[START Raw data]

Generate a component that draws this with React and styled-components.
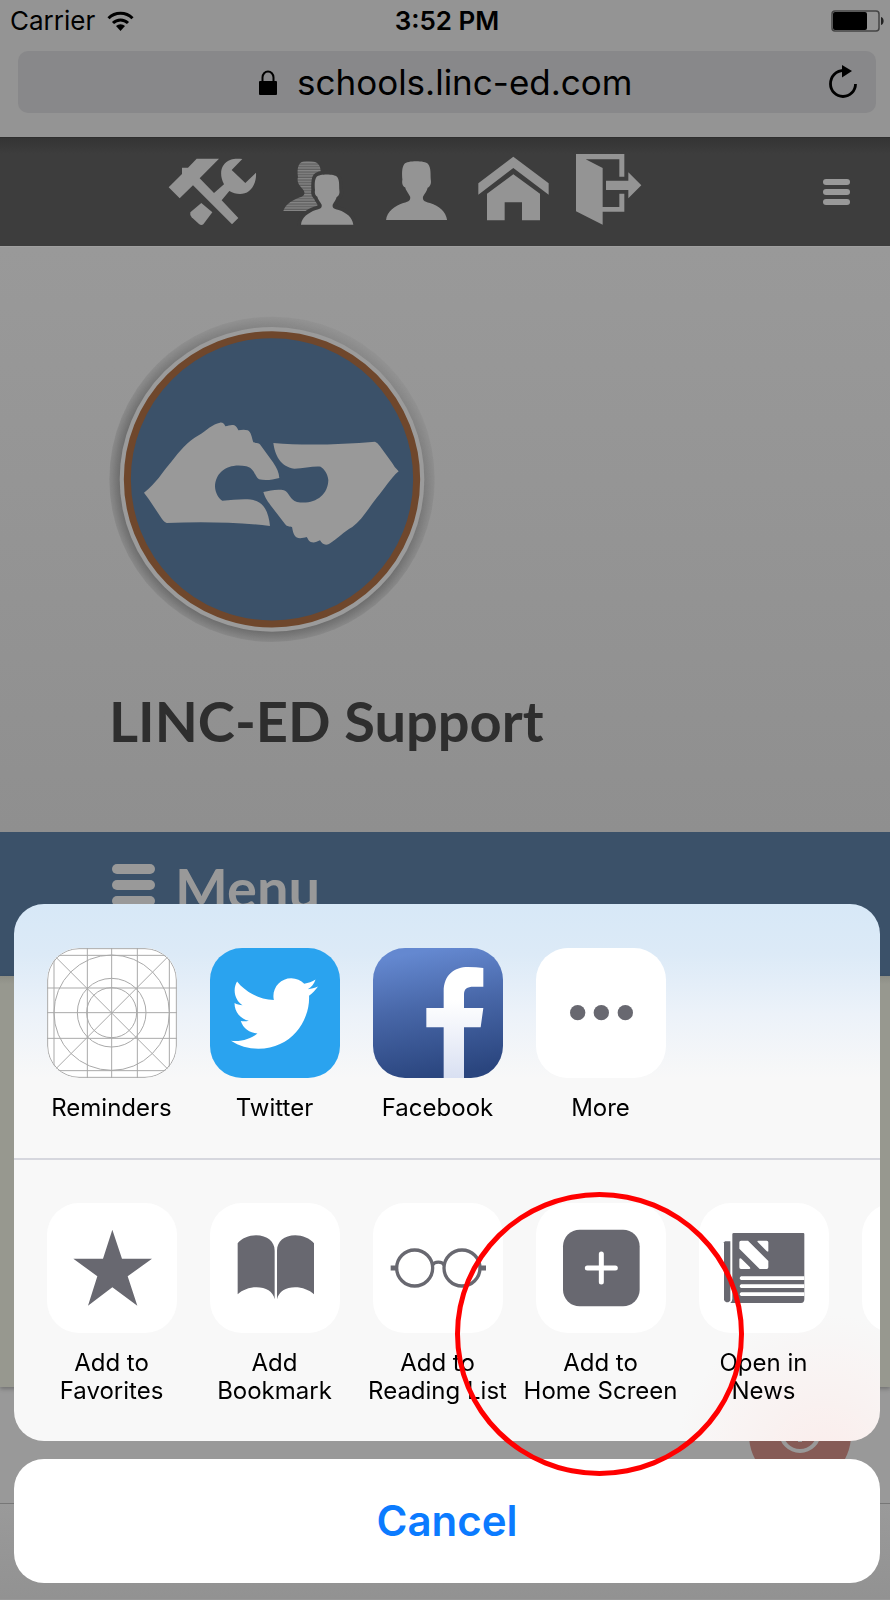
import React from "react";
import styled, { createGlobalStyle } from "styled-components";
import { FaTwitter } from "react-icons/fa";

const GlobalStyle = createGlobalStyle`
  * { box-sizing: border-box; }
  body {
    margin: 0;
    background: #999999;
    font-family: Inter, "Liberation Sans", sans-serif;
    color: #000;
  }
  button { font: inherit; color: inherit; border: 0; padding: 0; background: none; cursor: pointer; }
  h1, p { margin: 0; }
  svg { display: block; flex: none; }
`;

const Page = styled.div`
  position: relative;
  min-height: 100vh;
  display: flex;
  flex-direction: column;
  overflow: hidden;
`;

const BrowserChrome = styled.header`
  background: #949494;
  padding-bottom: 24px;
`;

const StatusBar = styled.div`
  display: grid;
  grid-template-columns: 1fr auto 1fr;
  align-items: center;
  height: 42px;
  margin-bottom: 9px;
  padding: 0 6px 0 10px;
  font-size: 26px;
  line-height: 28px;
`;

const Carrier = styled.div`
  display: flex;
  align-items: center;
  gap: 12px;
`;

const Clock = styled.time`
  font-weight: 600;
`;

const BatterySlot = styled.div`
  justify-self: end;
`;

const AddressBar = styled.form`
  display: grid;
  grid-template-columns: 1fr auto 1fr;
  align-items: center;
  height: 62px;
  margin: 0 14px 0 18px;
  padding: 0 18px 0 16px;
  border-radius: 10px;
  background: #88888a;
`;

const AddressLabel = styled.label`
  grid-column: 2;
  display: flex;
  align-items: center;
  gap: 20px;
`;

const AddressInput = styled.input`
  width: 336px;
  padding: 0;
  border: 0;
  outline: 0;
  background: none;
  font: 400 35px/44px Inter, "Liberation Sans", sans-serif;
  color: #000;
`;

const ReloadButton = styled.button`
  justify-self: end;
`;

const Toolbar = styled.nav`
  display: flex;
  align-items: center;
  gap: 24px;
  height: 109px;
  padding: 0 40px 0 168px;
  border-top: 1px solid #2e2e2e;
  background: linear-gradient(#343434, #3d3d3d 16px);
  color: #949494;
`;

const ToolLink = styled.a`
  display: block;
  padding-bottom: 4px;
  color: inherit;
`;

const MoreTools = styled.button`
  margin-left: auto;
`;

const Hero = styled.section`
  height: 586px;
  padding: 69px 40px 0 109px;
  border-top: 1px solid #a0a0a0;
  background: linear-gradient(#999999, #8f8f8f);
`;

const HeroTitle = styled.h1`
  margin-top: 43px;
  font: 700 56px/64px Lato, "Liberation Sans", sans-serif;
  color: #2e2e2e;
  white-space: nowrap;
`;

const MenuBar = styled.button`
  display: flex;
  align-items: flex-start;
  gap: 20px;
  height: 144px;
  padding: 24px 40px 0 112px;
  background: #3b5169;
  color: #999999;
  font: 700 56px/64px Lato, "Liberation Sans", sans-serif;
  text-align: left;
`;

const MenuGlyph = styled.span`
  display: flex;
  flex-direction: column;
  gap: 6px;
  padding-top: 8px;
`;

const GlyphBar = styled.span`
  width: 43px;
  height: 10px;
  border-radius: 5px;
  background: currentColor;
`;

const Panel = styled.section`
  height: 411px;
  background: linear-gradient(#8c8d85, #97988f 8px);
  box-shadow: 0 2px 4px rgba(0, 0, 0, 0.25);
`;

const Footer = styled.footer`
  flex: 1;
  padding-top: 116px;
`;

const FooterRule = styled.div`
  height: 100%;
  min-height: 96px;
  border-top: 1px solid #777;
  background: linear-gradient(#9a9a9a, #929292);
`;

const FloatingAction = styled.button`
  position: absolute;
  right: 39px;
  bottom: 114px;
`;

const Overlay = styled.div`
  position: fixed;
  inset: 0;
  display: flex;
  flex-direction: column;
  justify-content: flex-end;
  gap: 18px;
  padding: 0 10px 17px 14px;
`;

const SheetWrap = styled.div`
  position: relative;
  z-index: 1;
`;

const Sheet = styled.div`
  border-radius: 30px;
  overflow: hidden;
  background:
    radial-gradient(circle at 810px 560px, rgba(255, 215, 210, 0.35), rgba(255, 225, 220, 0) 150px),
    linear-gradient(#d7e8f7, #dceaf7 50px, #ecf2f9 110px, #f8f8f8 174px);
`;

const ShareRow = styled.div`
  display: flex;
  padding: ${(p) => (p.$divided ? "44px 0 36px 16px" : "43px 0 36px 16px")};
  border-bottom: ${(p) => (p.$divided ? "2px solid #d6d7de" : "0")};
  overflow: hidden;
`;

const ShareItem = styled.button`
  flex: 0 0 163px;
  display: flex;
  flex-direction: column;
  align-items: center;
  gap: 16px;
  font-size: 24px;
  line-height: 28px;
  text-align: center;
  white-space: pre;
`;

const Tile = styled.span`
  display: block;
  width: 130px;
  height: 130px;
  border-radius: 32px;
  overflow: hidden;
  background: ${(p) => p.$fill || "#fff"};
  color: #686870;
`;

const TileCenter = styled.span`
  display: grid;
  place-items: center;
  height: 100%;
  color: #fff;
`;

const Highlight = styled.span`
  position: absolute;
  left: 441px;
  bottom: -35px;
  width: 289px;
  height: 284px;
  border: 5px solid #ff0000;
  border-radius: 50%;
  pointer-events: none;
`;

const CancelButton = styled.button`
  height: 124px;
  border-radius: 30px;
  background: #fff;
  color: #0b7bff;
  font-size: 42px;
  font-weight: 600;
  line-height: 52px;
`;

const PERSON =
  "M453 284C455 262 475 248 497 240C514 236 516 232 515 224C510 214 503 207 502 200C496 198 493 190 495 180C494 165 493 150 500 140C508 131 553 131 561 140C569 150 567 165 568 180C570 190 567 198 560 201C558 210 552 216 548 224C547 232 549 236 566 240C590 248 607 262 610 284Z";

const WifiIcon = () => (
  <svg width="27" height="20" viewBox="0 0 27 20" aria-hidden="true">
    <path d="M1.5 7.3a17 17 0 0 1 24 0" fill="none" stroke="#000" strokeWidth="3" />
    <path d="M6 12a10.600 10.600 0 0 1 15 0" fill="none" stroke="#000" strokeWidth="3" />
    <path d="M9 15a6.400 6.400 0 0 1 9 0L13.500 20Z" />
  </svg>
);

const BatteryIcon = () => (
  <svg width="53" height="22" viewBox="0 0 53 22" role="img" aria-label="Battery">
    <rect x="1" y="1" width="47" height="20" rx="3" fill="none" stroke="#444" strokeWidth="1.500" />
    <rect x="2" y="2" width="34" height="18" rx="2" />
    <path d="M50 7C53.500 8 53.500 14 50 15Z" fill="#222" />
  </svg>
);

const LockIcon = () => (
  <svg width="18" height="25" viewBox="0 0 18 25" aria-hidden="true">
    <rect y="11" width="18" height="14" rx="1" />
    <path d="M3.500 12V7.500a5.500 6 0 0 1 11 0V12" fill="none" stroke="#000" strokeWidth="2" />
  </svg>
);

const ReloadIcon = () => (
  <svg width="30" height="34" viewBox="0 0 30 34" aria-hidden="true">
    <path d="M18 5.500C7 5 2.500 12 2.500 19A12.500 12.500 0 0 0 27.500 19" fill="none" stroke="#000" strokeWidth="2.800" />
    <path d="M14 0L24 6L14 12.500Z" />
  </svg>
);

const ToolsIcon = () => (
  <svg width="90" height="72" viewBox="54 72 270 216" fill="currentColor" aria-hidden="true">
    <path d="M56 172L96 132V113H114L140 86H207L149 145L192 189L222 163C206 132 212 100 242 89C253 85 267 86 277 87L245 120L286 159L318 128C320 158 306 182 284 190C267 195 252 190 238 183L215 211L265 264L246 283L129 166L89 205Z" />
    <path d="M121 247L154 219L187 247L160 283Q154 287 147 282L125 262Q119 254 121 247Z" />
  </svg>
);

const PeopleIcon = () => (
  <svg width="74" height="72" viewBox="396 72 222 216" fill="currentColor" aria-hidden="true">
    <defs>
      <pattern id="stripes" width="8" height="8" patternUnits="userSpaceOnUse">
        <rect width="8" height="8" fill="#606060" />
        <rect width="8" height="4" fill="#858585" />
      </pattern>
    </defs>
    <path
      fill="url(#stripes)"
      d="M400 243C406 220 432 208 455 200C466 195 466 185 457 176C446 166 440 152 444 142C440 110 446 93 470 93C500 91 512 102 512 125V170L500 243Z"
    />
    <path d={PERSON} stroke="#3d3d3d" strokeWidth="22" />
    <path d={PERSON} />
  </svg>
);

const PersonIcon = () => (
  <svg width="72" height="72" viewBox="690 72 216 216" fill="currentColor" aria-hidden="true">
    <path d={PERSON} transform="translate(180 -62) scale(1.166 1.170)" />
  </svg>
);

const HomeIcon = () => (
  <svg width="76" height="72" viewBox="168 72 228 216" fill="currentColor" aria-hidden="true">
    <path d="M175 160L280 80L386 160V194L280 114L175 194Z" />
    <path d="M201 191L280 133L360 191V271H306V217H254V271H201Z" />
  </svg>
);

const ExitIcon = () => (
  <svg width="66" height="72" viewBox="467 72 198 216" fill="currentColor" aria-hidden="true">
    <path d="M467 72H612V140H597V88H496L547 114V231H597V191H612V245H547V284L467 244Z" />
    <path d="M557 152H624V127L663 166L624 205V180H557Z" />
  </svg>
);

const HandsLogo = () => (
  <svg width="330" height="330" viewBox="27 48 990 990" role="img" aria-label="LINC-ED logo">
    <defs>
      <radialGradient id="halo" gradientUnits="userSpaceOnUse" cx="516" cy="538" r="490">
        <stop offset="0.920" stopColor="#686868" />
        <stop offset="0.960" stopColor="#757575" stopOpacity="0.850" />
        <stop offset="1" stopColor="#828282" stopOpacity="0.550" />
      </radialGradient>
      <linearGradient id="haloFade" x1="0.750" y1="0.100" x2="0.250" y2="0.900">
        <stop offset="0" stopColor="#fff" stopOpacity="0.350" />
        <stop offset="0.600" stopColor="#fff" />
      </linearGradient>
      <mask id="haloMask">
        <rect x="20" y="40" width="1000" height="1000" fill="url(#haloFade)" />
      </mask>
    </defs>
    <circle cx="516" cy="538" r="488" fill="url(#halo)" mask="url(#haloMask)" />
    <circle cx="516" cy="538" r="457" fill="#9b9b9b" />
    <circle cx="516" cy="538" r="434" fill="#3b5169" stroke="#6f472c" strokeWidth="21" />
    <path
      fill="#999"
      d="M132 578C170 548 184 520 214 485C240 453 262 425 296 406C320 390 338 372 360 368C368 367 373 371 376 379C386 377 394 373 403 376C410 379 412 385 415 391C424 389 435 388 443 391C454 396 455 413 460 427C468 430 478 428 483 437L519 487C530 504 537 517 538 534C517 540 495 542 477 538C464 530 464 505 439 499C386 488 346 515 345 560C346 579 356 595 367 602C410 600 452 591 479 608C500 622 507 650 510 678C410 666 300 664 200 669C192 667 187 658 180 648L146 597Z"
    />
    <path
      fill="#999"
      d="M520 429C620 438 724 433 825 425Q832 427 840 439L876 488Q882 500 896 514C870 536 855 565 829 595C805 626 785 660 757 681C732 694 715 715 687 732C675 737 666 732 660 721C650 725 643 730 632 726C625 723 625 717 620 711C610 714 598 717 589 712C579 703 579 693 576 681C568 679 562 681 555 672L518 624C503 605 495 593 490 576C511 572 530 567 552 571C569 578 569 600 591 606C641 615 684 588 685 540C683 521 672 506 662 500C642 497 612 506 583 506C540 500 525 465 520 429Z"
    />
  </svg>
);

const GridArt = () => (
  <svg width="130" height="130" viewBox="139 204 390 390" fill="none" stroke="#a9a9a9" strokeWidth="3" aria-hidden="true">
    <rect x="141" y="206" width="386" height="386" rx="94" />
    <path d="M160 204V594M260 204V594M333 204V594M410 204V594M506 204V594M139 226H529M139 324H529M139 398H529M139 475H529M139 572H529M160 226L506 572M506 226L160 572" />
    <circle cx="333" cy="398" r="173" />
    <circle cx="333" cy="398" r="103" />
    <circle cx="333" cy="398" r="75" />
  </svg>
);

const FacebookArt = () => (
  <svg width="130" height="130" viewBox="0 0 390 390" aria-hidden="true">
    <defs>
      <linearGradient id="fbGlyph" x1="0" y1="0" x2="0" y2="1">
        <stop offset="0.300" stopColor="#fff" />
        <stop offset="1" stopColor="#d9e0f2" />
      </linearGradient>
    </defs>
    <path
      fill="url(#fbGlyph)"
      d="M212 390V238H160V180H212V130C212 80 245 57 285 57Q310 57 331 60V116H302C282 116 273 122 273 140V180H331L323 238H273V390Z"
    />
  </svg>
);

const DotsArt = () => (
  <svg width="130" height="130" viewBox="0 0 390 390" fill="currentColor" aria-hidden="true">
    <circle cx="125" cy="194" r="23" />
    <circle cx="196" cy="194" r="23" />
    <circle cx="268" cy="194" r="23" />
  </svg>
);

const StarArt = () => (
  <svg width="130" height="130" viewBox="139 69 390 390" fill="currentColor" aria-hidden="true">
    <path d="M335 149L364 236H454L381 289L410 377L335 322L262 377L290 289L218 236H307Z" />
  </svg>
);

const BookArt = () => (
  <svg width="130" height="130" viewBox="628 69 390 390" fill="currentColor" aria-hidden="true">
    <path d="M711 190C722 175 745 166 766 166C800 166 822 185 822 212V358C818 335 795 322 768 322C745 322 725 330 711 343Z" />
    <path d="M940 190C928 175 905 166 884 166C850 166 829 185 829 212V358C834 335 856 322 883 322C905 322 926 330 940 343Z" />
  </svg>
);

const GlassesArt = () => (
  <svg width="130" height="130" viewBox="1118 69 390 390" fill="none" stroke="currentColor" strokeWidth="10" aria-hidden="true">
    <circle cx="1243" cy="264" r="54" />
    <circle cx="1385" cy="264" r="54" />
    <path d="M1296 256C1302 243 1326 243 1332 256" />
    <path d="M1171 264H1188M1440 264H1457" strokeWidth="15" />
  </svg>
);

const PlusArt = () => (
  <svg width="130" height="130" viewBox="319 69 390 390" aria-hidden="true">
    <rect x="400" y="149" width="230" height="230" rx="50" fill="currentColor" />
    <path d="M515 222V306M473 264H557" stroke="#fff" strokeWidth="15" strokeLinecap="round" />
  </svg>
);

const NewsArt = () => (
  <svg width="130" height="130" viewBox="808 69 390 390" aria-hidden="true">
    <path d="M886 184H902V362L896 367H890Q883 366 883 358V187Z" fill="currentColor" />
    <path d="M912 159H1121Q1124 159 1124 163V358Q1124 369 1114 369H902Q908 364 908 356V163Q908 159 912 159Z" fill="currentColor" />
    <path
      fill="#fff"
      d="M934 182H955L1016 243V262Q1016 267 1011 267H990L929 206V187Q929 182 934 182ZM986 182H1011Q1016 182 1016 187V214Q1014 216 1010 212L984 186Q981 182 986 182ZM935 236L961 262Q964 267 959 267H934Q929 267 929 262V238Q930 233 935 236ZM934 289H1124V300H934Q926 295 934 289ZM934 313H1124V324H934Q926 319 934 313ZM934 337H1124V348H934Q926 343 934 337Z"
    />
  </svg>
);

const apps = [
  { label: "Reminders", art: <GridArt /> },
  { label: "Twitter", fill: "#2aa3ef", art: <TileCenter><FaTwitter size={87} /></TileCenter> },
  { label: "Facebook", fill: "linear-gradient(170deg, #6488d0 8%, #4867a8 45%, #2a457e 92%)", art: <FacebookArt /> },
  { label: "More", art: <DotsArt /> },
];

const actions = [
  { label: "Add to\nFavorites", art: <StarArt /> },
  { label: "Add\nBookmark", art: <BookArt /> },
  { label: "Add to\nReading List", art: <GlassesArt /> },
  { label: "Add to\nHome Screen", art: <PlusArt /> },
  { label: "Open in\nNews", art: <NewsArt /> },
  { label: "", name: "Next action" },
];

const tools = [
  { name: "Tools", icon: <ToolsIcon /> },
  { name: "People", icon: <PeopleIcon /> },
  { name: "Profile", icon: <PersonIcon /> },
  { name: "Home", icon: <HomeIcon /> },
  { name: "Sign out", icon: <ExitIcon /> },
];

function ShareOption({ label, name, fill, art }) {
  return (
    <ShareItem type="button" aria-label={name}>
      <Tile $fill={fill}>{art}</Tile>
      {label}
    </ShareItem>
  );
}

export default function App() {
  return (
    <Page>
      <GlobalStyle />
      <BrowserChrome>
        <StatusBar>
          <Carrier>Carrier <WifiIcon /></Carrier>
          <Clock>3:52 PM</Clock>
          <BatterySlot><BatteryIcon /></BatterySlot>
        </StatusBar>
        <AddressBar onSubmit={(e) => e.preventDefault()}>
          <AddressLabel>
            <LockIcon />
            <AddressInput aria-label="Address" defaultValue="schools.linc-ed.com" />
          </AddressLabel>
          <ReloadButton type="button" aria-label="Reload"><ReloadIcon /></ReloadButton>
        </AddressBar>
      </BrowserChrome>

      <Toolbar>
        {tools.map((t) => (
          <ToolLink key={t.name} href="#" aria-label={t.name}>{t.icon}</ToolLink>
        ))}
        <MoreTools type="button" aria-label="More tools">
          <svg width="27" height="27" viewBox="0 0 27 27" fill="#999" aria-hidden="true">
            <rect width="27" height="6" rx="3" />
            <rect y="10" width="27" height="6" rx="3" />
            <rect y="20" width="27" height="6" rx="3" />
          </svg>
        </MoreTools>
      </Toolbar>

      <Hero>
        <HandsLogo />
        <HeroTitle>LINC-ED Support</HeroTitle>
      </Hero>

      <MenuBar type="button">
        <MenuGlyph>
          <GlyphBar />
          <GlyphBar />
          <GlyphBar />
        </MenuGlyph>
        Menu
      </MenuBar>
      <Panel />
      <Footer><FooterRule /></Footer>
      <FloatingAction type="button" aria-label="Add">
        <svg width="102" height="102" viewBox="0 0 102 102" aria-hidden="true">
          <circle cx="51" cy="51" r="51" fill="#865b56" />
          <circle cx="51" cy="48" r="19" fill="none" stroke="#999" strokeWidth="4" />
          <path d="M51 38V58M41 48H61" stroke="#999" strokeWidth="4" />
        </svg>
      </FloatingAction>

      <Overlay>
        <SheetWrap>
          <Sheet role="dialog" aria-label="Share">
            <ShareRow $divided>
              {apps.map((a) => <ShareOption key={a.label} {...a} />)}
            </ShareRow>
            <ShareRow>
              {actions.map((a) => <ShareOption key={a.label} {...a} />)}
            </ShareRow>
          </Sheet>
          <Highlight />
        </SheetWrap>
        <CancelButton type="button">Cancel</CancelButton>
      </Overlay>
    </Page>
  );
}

[END Raw data]

■ Description of the task:
The lines to collect are those holding the string "components"; copy them all.

■ Solution to this task:
Generate a component that draws this with React and styled-components.
import styled, { createGlobalStyle } from "styled-components";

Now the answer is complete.